CHANCES OF HAPPENING?: Not good, Sharon and Arafat will find a common ground regarding the Middle East before these two proud and stubborn men find one in contract negotiations.

* Oscar De La Hoya vs. Vernon Forrest: For fans of pure boxing and strategy this is a fight that can't be missed. Both men have strong jabs and match-up well physically. 'The Golden Boy' has the better left hook and 'The Viper' has a more effective right hand. Between these two well-schooled boxers you can expect a tense and tight boxing match with subtle momentum swings round by round.

CHANCES OF HAPPENING?: For 2003, not very good because it looks like Oscar will be fighting once in the upcoming year – a September rematch against Shane Mosley – and Bob Arum has stated that Forrest simply brings nothing to the table promotionally. This can be interpreted as another way of saying that he's not Latin, too dangerous or just another black fighter who can't sell a ticket. The bottom line seems to be that unless Forrest raises his profile in the upcoming years, De La Hoya will be facing guys that make economic sense.

* Floyd Mayweather vs.

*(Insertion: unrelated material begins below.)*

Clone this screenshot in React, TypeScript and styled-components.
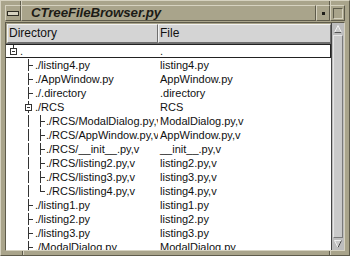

Kostya Tszyu: This would be a face off of the sport's premier lightweight against the game's best jr. welterweight. 'The Pretty Boy' would bring speed, quickness and boxing ability to the dance. While Tszyu would bring a decided edge in strength, size and punching power. They say styles make fights and you have two contrasting ones here.

CHANCES OF HAPPENING?: Not likely. This is for a couple of reasons. First, Vlad Wharton who promotes Tszyu, is seemingly deathly afraid to take any risks with Tszyu, who's basically his cash cow. Secondly, Mayweather got a reality check from his two bouts with Jose Luis Castillo, who at 135 pounds was able to muscle him throughout their 24 rounds they fought in 2002. And Tszyu is faster, sharper and just as strong as Castillo. I'm not sure Mayweather is in any rush to make the move up to 140-pounds.

* Lennox Lewis vs. Wladimir Klitschko: The industry is always better off when there is action in the heavyweight division. So why even mess around by having Lewis take on 'the other' Klitschko or knock out Tyson again; getting right in there with the man most pundits are claiming is the heir to his throne in Wlad Klitschko?

The time is now, Lewis is getting up there in age and really doesn't have that much left in his gas tank anyway and it would be prudent for him to face Klitschko now before he gets any better. Remember, that's the tact they took in facing Michael Grant when they did – but it has to be noted that Klitschko is much better than Grant.

Lewis would have the advantages in experience and savvy, but for one of the few times in his career he would be facing a disadvantage in size and perhaps power. The two best big men on the planet squaring off, what else could you ask for?

CHANCES OF HAPPENING: Actually pretty good, since Lewis himself has stated his plans to take on both Klitschkos in between his rematch with Tyson. But with Don King now making a full court press to garner the services of Lewis, who knows what direction he goes to now.